I failed again – repeatedly even.  He just needed a little distance, maybe.

He got it that summer, He went away to a camp in the Berkshires called Emerson , a camp that happens to be on the same 130 acres as the one I went to for 11 years, owned by my family and called Fernwood in those years.

Halfway though his time there we went to visit him.

He was making some separation progress anyway:  a child who for years refused to even pick up a tennis racquet at his father’s invitation suddenly said, “Dad! Want to volley?” When they rejoined his sisters and me the two of them were  smiling, if winded. “I’m awesome!” reported the son. “I crushed him!” said his father.

“Hey, Mike!” I spoke up then. “Let’s you and I walk over to the girls’ cabins.” I wanted to see if my name was still there, carved high in the rafters.

“Are you kidding?  I’m not allowed to go there!”

“C’mon it’s Family Day!” I said. “Even the girls cabins will be crawling with males! And if they ask, I’ll tell them I went to camp here.” And I started on alone.

Suddenly he was right there beside me. “OK, go to Bunk J,” he said, walking fast. “Quick, got a pen?” he said.
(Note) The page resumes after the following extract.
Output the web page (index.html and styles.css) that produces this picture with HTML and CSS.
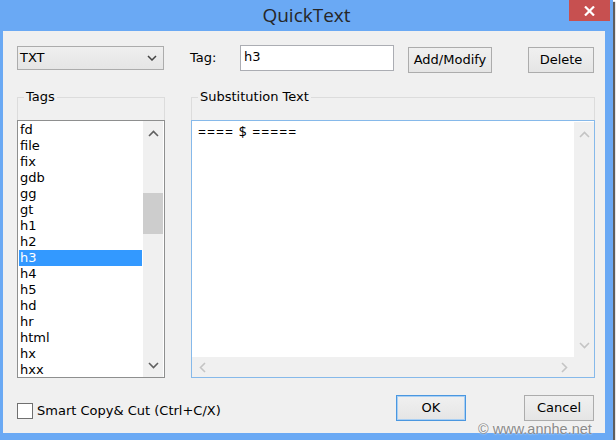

I gave him one. “I’ll stand guard,” I said. Then he ducked into the empty bunk, stood on a girl’s trunk, and amid 60 years worth of names, wrote “Mike Marotta” in bold caps high on the cabin wall.

“A fine influence YOU are!” said his dad when we got back and reported the deed. My boy and I just traded a little smile I remember. And all I could think was “maybe we’ll separate next year.”